The two biggest DeFi exploits of the past two months both used the same weapon. And that weapon simply does not exist on the XRP Ledger.
Recent DeFi exploits on protocols like Thorchain, Drift, and KelpDAO have relied on flash loans, a mechanism that does not exist on the XRP Ledger. Because XRPL transactions are atomic and cannot include composable intra‑transaction calls, flash loan attacks are structurally impossible on the network.
That single architectural decision has quietly shielded XRPL from an attack class that has cost the broader DeFi ecosystem billions of dollars, and the significance of it is only now being formally documented.
What Flash Loans Are and Why They Are So Dangerous
Most people have never heard of a flash loan. Every DeFi hacker knows exactly what it is.
A flash loan is a smart contract feature that lets a trader borrow millions of dollars with no collateral, on the condition that the loan is repaid inside the same transaction. The legitimate use cases include arbitrage between exchanges, collateral swaps without unwinding positions, and liquidation bots that maintain solvency in lending markets.
The attack pattern takes that same mechanic and points it the wrong way.
A borrower takes out the loan, uses the funds to manipulate an oracle or drain a poorly designed pool, profits from the manipulation, and repays the loan, all before the transaction settles. If any step fails, the whole sequence rolls back, so the attacker risks nothing but gas fees.
Zero collateral. Zero risk to the attacker. Potentially hundreds of millions in damage to the protocol. That is why flash loans have become the weapon of choice for DeFi exploiters.
Why XRPL Blocks This Entirely
A draft amendment filed on the XRPL standards repository, proposing concentrated liquidity and StableSwap‑style pools for the chain's native automated market maker, included a single line in its Security Considerations section: "Flash loan attacks are structurally impossible. XRPL transactions are atomic without composable intra‑transaction calls."
In plain terms: an XRPL transaction cannot call into another contract during its execution. The borrow‑manipulate‑repay sequence that defines a flash loan attack needs at least three nested operations inside a single transaction envelope. XRPL's architecture makes that technically impossible.
Cross‑chain bridges have lost over $2.8 billion to attacks since 2021, with a significant share of those exploits using some variant of the flash loan mechanic.
The Tradeoff Nobody Talks About
This architectural choice is not free. XRPL gives something up in exchange for that security.
Flash loans are not only an attack tool. They have become a structural component of Ethereum DeFi, with Aave, dYdX, and other major protocols offering them as a product. Arbitrage traders use flash loans to clear price differences between exchanges in a single atomic action. Liquidation bots use them to keep over‑collateralised lending positions solvent. XRPL gives up all of that in exchange for closing the attack class entirely.
For most of XRPL's history, that tradeoff barely mattered because the chain's DeFi activity was small. That context is now changing rapidly.

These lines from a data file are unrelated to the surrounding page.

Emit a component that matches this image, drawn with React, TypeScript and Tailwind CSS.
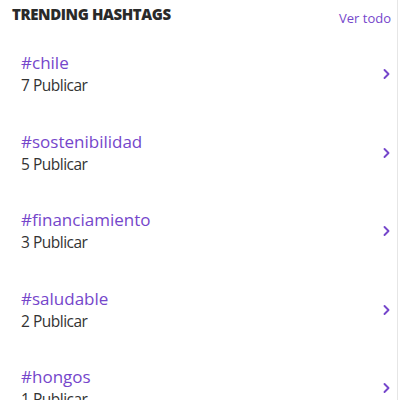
import React from "react";

const items = [
  { tag: "#chile", count: 7 },
  { tag: "#sostenibilidad", count: 5 },
  { tag: "#financiamiento", count: 3 },
  { tag: "#saludable", count: 2 },
  { tag: "#hongos", count: 1 },
];

function Chevron() {
  return (
    <svg width="10" height="14" viewBox="0 0 10 14" fill="none">
      <path d="M3.5 3l4 4-4 4" stroke="#7546cb" strokeWidth="1.9" strokeLinecap="round" strokeLinejoin="round" />
    </svg>
  );
}

export default function App() {
  return (
    <div
      className="w-[398px] h-[400px] overflow-hidden bg-white border-r border-[#e6e6e6]"
      style={{ fontFamily: "'Open Sans', 'Noto Sans', sans-serif" }}
    >
      <div className="flex items-start justify-between h-[35px] pl-[12px] pr-[6px] pt-[4px]">
        <span className="text-[15px] leading-[20px] font-extrabold text-[#2a2a2a] tracking-[-0.4px]">TRENDING HASHTAGS</span>
        <span className="text-[13px] leading-[20px] text-[#7546cb] mt-[4px]">Ver todo</span>
      </div>
      {items.map((it) => (
        <div key={it.tag} className="flex items-center justify-between h-[78.5px] pl-[21px] pr-[6px]">
          <div className="flex flex-col">
            <span className="text-[17px] leading-[22px] text-[#7546cb]">{it.tag}</span>
            <span className="text-[15.5px] leading-[22px] text-[#333333] tracking-[-0.5px]">{it.count} Publicar</span>
          </div>
          <Chevron />
        </div>
      ))}
    </div>
  );
}
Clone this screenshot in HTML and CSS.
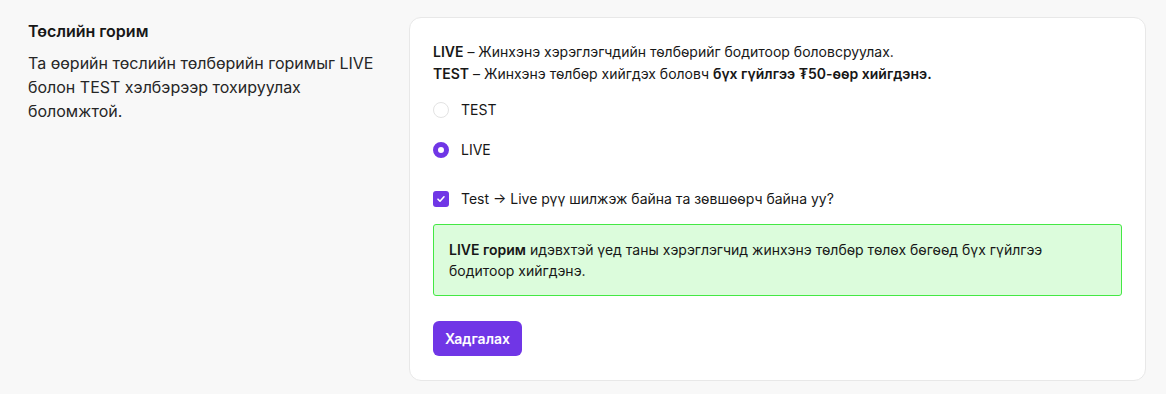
FILE: index.html
```html
<!DOCTYPE html>
<html lang="mn">
<head>
    <meta charset="UTF-8">
    <meta name="viewport" content="width=device-width, initial-scale=1.0">
    <title>Төслийн горим</title>
    <link rel="stylesheet" href="styles.css">
</head>
<body>
    <div class="settings">
        <div class="intro">
            <h2>Төслийн горим</h2>
            <p>Та өөрийн төслийн төлбөрийн горимыг LIVE болон TEST хэлбэрээр тохируулах боломжтой.</p>
        </div>
        <div class="card">
            <div class="modes-info">
                <p><b>LIVE</b> – Жинхэнэ хэрэглэгчдийн төлбөрийг бодитоор боловсруулах.</p>
                <p><b>TEST</b> – Жинхэнэ төлбөр хийгдэх боловч <b>бүх гүйлгээ ₮50-өөр хийгдэнэ.</b></p>
            </div>
            <div class="options">
                <label class="option">
                    <span class="radio"></span>
                    <span>TEST</span>
                </label>
                <label class="option">
                    <span class="radio checked"></span>
                    <span>LIVE</span>
                </label>
            </div>
            <label class="confirm">
                <span class="checkbox">
                    <svg width="10" height="10" viewBox="0 0 10 10"><path d="M2 5.2l2 2 4-4.4" fill="none" stroke="#fff" stroke-width="1.6" stroke-linecap="round" stroke-linejoin="round"/></svg>
                </span>
                <span>Test → Live рүү шилжэж байна та зөвшөөрч байна уу?</span>
            </label>
            <div class="notice">
                <b>LIVE горим</b> идэвхтэй үед таны хэрэглэгчид жинхэнэ төлбөр төлөх бөгөөд бүх гүйлгээ бодитоор хийгдэнэ.
            </div>
            <button class="save">Хадгалах</button>
        </div>
    </div>
</body>
</html>
```

FILE: styles.css
```css
body {
    margin: 0;
    background: #f8f8f8;
    font-family: Inter, "Noto Sans", sans-serif;
    color: #171717;
}
.settings {
    display: grid;
    grid-template-columns: 353px 1fr;
    gap: 28px;
    padding: 17px 20px 12px 28px;
}
.intro h2 {
    margin: 2px 0 8px;
    font-size: 16px;
    line-height: 24px;
    font-weight: 600;
}
.intro p {
    margin: 0;
    font-size: 16px;
    line-height: 24px;
    color: #262626;
}
.card {
    background: #fff;
    border: 1px solid #e8e8e8;
    border-radius: 12px;
    padding: 23px 23px 24px;
    font-size: 14px;
}
.modes-info p {
    margin: 0;
    line-height: 22px;
}
.modes-info b {
    font-weight: 600;
}
.options {
    display: flex;
    flex-direction: column;
    gap: 16px;
    margin-top: 13px;
}
.option,
.confirm {
    display: flex;
    align-items: center;
    gap: 12px;
    line-height: 24px;
}
.radio {
    width: 16px;
    height: 16px;
    box-sizing: border-box;
    border-radius: 50%;
    border: 1px solid #e3e3e3;
    background: #fff;
}
.radio.checked {
    border: 5px solid #7036e6;
}
.confirm {
    margin-top: 25px;
}
.checkbox {
    width: 16px;
    height: 16px;
    border-radius: 3px;
    background: #7036e6;
    display: flex;
    align-items: center;
    justify-content: center;
}
.notice {
    margin-top: 13px;
    padding: 14px 15px;
    background: #dcfcdc;
    border: 1px solid #44e844;
    border-radius: 3px;
    line-height: 21px;
}
.notice b {
    font-weight: 600;
}
.save {
    margin-top: 25px;
    padding: 8px 12px;
    border: none;
    border-radius: 6px;
    background: #7036e6;
    color: #fff;
    font-family: inherit;
    font-size: 14px;
    font-weight: 600;
    line-height: 19px;
}
```
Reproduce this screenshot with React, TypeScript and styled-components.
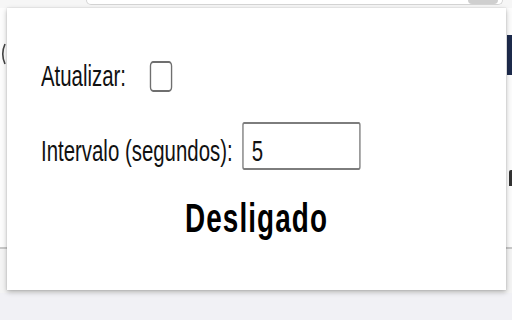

Why the Timing of This Matters
Tokenised real‑world assets on the XRP Ledger have crossed $3 billion in total value, including the Ripple‑JPMorgan‑Mastercard‑Ondo Finance pilot last month that processed a tokenised US Treasury redemption in under five seconds.
As institutional capital moves onto XRPL in increasingly meaningful amounts, the question of security architecture stops being theoretical. It becomes a due diligence item that asset managers and compliance teams ask about before committing.
The draft AMM amendment, if it passes, would close the capital‑efficiency gap that has held XRPL DeFi behind Ethereum, opening the chain to a wider set of trading and yield strategies.
More liquidity, better AMM design, and flash loan immunity, all arriving at the same time, is a combination that institutional DeFi allocators will find genuinely difficult to ignore.
The Real Question for Institutional Adoption
If the AMM amendment passes and XRPL's DeFi liquidity grows toward something institutional capital can deploy at scale, the question becomes whether structural exploit resistance is a real competitive advantage, or just a feature that institutions ignore in favour of where the liquidity already is.
Given that DeFi experienced exploits on 27 out of 30 days in April 2026 alone, the answer to that question may be shifting. Security is not an abstract concept when your protocol gets drained every other Tuesday. XRPL built the answer to that problem into its foundation years before anyone was asking the question.